A progress review in the form of a gate has as output a decision (go forward, kill the project, put the project on hold or redo the current stage) and a clear path forward for the next stage. Before starting a new stage, a project plan needs to be approved and a date for the next gate meeting needs to be set. Also, the deliverables for the next gate meeting need to be agreed upon.

As a product moves through its development process towards market launch, each concurrent phase will require more resources from the organisation. But because the insight in the risks becomes greater with the passing of each stage, the risk of the product innovation project as a whole is reduced. When multiple innovation projects run concurrently, portfolio planning can be applied. High risk projects can still be chosen if they just slightly increase the risk of the entire portfolio.

Stage-Gate systems consist of between four to seven stages and gates depending on the organisation’s particularities. Cooper’s model assesses five stages:

a quick-scan of the project’s technical merits and market prospects.

the critical paper based stage that can make or break the project. Technical, marketing and business feasibility are assessed and result in a business case with three main components: product and project definition; project justification; and a project plan.

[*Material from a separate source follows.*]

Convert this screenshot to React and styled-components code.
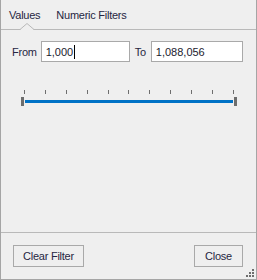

the business case plans are translated into concrete deliverables. The product development activities occur, the manufacturing or operations plan is drawn up, the marketing launch and operating plans are developed, and the test plans for the next stage are defined.

provide validation of the entire project: the product itself is evaluated as is the production process, customer acceptance, and the financial merit of the project.

full commercialization of the product - the beginning of full production and the commercial market introduction.

Cooper’s Stage-Gate model provides larger, product based organisations useful tools for coordinating and optimising their product development activities. The underlying assumption is that this kind of organisation does not lack new ideas, but rather the means to achieve their objectives. Corporate innovation power is increased by providing focus in their product innovation activities.


Efficient organisation of product development. This includes visibility to management, cost control and sophisticated risk management. Most companies have too many projects and not enough resources to do them well. This model helps evaluate projects at a regular interval and terminate projects using a set of explicit criteria.

The model assesses product development from a project perspective, focusing on phased cost-benefit analysis and systematic prioritization of resources. This rational approach matches with ‘third generation’ innovation processes as defined in Rothwell’s 5 Generations of Innovation. Third generation models try to align R&D and marketing activities in a rational way.


The Stage Gate model is linear while many product development processes allow for parallel and iterative flows. The Go/NoGo decisions at each of the Gates enforcing the model’s linearity focus on direct market success, but neglect indirect effects such as knowledge creation, cyclic innovation processes and the impact on the wider business ecosystem. Nevertheless, Cooper underwrites the efficiency of a parallel approach and claims that his method supports this.

Because the model is based on a rational perspective, it overlooks that organisations are political arenas as well where less than optimal deals are struck from a financial/business perspective.

The importance of the innovation process for a product’s commercial success depends on the product’s newness. The market characteristics, organisational capabilities, product characteristics, marketing mix and quality of available information are the other factors that need to be considered.

The model does not include idea generation and creativity. In fact, the model’s emphasis on structure and process may even limit out-of-the box thinking. The integration with project risk management seemed a pragmatic relation, but organisations can end in sub-optimal situations from too much focus on effort. As Schumpeter already mentioned, revolutionary innovations almost never happen at the industry’s big players.

Another shortcoming of a process made up of stages and gates is that they tend to force fundamental project decisions to be made prematurely. In a quickly changing market, a phased approach can be applied, but then one need to steer on time rather than on result/scope increasing the product development project’s risk profile.